Thompson Center Hosts Conversation on Faith and Politics
Panelists came together to discuss how religious people should approach politics in the modern world
In an era when disagreement too often leads to division, discourse between political perspectives is increasingly valuable. On October 22nd, the Tommy G. Thompson Center on Public Leadership hosted Moral Compasses: A Discussion on Faith and Political Values.
Moderated by Professor Alex Tahk, the center’s director, the event featured four panelists with distinct religious and political perspectives: Ross Douthat, New York Times columnist; Shadi Hamid, Washington Post columnist and Islamic studies scholar; Daniel Mark, associate political science professor at Villanova University; and Kaitlyn Schiess, doctoral student and theologian at Duke Divinity School.
Tahk opened the conversation by emphasizing reflection beyond partisan divides. “We talk too little about the role of faith in how we approach politics,” he said. “I wanted to ask how faith can and should shape our political values and goals- and the limits of that.”
Douthat provided a historical frame, noting that “Americans have been struggling to answer this question for 250 years. The United States has historically had separation of church and state without separation of religion and politics.” He explained that, while the constitution is largely neutral on moral questions, “It’s a framework that can be inhabited by different worldviews,” historically guided by Protestant values but now shaped by a variety of secular and ideological ones.
Panelists examined the tension between personal conviction and pluralism. “Public policy always enforces someone’s values,” Tahk said. “Yet most of us prize religious freedom and the separation of church and state. It’s wrong to force others to worship as we do. But how far does that principle extend?”
Mark referenced one rabbi’s critique of the Dobbs decision as “making one religion’s idea about when life begins into policy,” using the example to highlight how translating moral conviction into law raises difficult questions in a pluralistic society.
Hamid challenged the notion that religion should be confined to private life. “For much of the 20th century, the liberal, progressive view was that religious claims or moral claims should be kept private,” he said. “But if you have strong religious claims, you should be able to express them fully and unequivocally in the public sphere.”
That freedom, he added, carries democratic consequences. “If a majority in a state votes a certain way on abortion, we have to live with that. Elections are about consequences, and that is the real challenge in America today: How do we live with democratic outcomes that we find personally threatening. That’s the test of democracy.”
Hamid pointed to Martin Luther King Jr. as a model for faith-informed activism. “He quoted St. Paul and Jesus Christ, but he also quoted Socrates,” he said. “He was speaking from his own religious condition, but he was also offering his fellow citizens reasons that they could accept even if they didn’t accept his theological premises.”

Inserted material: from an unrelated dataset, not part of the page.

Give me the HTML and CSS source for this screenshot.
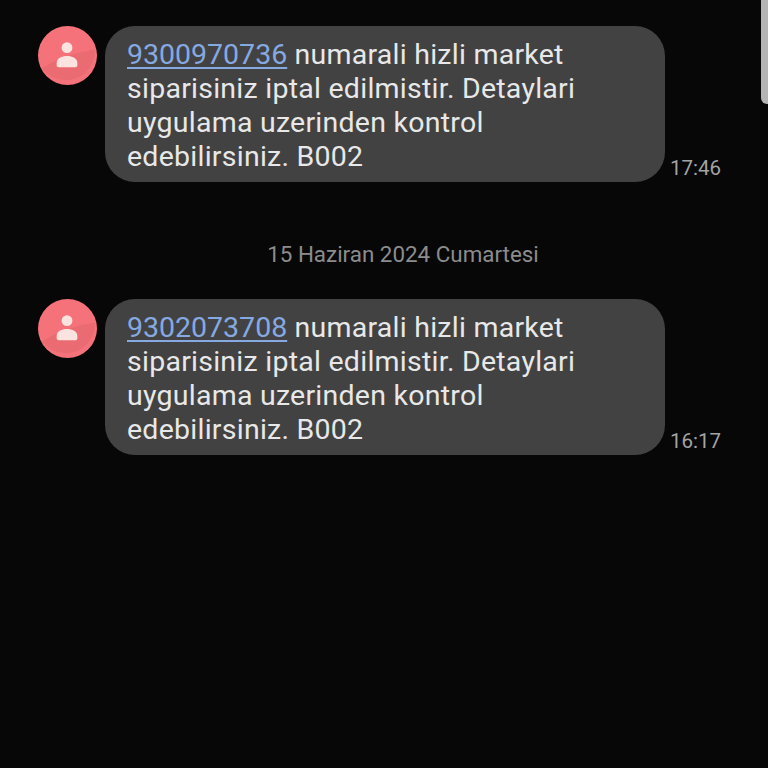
FILE: index.html
```html
<!DOCTYPE html>
<html lang="en">
<head>
	<meta charset="UTF-8">
	<title>Mesajlar</title>
	<link rel="stylesheet" href="styles.css">
</head>
<body>
	<div id="wrapper">
		<div class="scrollbar"></div>

		<div class="message">
			<div class="avatar">
				<svg viewBox="0 0 60 60" width="59" height="59">
					<path class="shade" d="M4 43 C 20 33, 40 27, 58 24 A 30 30 0 0 1 4 43 Z"/>
					<circle class="person" cx="29.5" cy="22" r="5.5"/>
					<path class="person" d="M21 42 C19.5 42 19 41 19 40 V37.5 C19 33 24 30.5 29.5 30.5 C35 30.5 40 33 40 37.5 V40 C40 41 39.5 42 38 42 Z"/>
				</svg>
			</div>
			<div class="bubble"><a href="#">9300970736</a> numarali hizli market siparisiniz iptal edilmistir. Detaylari uygulama uzerinden kontrol edebilirsiniz. B002</div>
			<div class="time">17:46</div>
		</div>

		<div class="date">15 Haziran 2024 Cumartesi</div>

		<div class="message">
			<div class="avatar">
				<svg viewBox="0 0 60 60" width="59" height="59">
					<path class="shade" d="M4 43 C 20 33, 40 27, 58 24 A 30 30 0 0 1 4 43 Z"/>
					<circle class="person" cx="29.5" cy="22" r="5.5"/>
					<path class="person" d="M21 42 C19.5 42 19 41 19 40 V37.5 C19 33 24 30.5 29.5 30.5 C35 30.5 40 33 40 37.5 V40 C40 41 39.5 42 38 42 Z"/>
				</svg>
			</div>
			<div class="bubble"><a href="#">9302073708</a> numarali hizli market siparisiniz iptal edilmistir. Detaylari uygulama uzerinden kontrol edebilirsiniz. B002</div>
			<div class="time">16:17</div>
		</div>
	</div>
</body>
</html>
```

FILE: styles.css
```css
html, body {
	margin: 0;
	height: 100%;
	background-color: #070707;
	font-family: Roboto, sans-serif;
}
#wrapper {
	position: relative;
	height: 768px;
	padding: 26px 0 0 38px;
	box-sizing: border-box;
	overflow: hidden;
}
.scrollbar {
	position: absolute;
	top: -8px;
	right: -8px;
	width: 15px;
	height: 112px;
	background-color: #b4b4b4;
	border-radius: 6px;
}
.message {
	display: flex;
	align-items: flex-end;
}
.avatar {
	align-self: flex-start;
	width: 59px;
	height: 59px;
	margin-right: 8px;
	border-radius: 50%;
	overflow: hidden;
	background-color: #f5727a;
}
.avatar svg {
	display: block;
}
.shade {
	fill: #ea6b72;
}
.person {
	fill: #fbe3e0;
}
.bubble {
	width: 560px;
	height: 156px;
	padding: 12px 30px 0 22px;
	box-sizing: border-box;
	background-color: #424242;
	border-radius: 30px;
	color: #e8e8e8;
	font-size: 28.5px;
	line-height: 34px;
	letter-spacing: 0.25px;
}
.bubble a {
	color: #86a9e2;
	letter-spacing: 0;
	text-decoration: underline;
	text-underline-offset: 3px;
	text-decoration-thickness: 2px;
}
.time {
	margin: 0 0 2px 5px;
	color: #a3a3a3;
	font-size: 20.5px;
	line-height: 24px;
}
.date {
	width: 730px;
	margin: 60px 0 32px;
	color: #8c8c8c;
	font-size: 22.4px;
	line-height: 25px;
	text-align: center;
}
```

Schiess spoke to the moral restraint faith should bring to political life. “Unjust means to achieve justice are now off the table,” she said. “There is something worse than dying, it is unfaithfulness, it is injustice.”

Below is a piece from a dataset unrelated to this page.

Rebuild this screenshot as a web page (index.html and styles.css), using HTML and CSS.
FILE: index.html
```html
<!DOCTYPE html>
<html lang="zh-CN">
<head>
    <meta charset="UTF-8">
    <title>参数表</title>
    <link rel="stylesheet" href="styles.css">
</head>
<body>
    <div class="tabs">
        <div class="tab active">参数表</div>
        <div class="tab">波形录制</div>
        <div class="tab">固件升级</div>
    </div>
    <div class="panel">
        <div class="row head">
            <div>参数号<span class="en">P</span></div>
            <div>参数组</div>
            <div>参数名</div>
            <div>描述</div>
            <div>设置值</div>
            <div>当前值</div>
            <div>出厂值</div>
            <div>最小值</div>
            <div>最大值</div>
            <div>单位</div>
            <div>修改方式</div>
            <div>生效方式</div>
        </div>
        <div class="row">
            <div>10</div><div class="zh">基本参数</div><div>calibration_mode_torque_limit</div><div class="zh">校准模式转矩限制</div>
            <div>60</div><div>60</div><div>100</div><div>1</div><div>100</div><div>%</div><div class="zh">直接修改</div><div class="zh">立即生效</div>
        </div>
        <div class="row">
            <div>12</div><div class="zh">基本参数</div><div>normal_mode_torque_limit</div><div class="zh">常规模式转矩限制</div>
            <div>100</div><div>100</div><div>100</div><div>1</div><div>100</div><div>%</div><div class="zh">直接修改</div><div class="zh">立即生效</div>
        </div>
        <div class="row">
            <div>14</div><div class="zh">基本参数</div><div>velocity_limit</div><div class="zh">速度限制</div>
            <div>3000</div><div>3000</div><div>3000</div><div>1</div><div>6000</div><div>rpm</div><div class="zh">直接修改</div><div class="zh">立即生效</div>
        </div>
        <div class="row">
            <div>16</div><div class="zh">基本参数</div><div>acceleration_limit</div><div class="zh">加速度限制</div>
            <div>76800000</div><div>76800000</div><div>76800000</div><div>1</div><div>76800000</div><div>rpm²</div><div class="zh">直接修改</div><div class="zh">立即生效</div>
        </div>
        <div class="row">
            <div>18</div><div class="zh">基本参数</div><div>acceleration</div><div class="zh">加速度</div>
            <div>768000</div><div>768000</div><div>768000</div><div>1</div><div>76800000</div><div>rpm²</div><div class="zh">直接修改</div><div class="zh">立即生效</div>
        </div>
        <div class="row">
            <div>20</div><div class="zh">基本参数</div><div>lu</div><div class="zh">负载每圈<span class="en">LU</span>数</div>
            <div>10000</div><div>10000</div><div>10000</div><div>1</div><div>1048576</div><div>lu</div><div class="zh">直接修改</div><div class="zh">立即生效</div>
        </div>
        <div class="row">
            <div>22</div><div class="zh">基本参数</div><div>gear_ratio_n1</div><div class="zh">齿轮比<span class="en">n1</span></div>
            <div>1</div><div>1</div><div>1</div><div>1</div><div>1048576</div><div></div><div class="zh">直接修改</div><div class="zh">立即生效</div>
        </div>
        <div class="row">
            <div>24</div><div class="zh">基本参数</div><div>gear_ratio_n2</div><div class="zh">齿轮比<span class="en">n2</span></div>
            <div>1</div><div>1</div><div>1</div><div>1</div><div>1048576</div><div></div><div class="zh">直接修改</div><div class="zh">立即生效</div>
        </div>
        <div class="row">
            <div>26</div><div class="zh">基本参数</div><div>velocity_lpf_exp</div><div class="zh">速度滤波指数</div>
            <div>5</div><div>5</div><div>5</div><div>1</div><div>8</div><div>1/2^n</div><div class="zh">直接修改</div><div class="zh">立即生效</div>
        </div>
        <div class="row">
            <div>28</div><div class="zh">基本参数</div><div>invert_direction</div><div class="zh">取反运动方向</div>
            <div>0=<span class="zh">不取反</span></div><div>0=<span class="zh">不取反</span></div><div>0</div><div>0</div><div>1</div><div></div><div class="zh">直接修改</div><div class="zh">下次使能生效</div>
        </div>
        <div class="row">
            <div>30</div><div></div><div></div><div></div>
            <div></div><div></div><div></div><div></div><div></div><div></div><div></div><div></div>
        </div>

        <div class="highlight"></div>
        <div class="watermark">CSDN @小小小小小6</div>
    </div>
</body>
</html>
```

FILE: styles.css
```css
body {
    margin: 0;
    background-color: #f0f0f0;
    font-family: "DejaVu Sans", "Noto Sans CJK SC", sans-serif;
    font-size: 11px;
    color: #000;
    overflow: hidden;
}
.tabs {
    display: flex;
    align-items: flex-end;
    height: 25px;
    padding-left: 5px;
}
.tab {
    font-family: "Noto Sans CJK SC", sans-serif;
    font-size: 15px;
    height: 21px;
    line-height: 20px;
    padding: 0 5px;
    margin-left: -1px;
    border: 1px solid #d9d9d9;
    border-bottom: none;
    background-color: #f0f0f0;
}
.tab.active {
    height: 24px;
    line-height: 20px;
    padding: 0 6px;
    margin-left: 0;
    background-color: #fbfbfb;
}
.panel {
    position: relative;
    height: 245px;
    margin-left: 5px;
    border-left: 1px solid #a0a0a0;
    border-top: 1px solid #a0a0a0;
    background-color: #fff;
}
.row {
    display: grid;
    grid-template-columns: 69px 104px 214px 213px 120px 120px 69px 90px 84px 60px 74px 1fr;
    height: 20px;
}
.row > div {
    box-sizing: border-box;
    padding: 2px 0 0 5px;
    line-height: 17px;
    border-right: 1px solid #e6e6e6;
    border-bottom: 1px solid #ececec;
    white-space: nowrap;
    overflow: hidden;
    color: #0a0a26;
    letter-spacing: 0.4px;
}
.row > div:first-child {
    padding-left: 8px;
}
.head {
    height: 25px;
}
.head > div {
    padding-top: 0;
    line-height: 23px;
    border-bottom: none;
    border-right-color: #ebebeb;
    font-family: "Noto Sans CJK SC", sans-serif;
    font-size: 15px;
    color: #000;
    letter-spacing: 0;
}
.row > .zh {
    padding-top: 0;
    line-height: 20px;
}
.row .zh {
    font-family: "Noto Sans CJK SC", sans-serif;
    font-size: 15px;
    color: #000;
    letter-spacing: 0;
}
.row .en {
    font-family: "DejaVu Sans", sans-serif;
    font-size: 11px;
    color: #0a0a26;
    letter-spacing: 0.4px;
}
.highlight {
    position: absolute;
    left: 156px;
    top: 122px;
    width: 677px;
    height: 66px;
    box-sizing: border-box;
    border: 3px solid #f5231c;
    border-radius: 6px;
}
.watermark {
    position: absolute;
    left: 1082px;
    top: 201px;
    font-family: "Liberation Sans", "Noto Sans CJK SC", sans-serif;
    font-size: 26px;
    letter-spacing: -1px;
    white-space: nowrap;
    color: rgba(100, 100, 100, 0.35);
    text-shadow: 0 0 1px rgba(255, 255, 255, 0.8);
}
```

The panel also addressed how deinstitutionalization of religion has reshaped political culture. Douthat warned that secularization has left a moral vacuum. “If you don’t have religion to animate you, something else is going to have to fill the gap,” he said. “Woke-ism on the left or MAGA, white nativism on the right- people began to make politics their religion.”
Schiess described the moment as one of cultural nostalgia. “We long for a shared moral framework,” she said, “even if it never fully existed.”
Technology, the panel agreed, has intensified polarization. “The internet is a machine for convincing you that your political opponents are the worst human beings who’ve ever been,” Douthat said. “For churches, it’s not about the specifics of politics- it’s telling people to recognize the spiritual danger in how social media shapes our view of others.”
Despite the tensions, the panelists emphasized faith’s potential to foster humility and civic virtue. Within the political right, Mark observed, there remains a divide between those who view politics as a maxim to win at any cost- and for whatever the left does must be returned in twofold- and those who believe there are things worse than death- whose moral grounds pose martyrdom as better than committing an injustice. “We need enough intellectual humility to recognize that no matter how much certainty we have, we might be wrong,” he said.
By the discussion’s end, the speakers agreed that faith can provide both a moral compass and a check on political excess. Balancing conviction with pluralism, they argued, allows Americans to pursue the common good without abandoning principle.
Moral Compasses ultimately showcased what the Thompson Center aims to promote: principled, good-faith dialogue in a polarized era. The discussion invited students and community members alike to consider how faith and morality intersect with public life, and how those intersections might guide, rather than divide, a democratic society.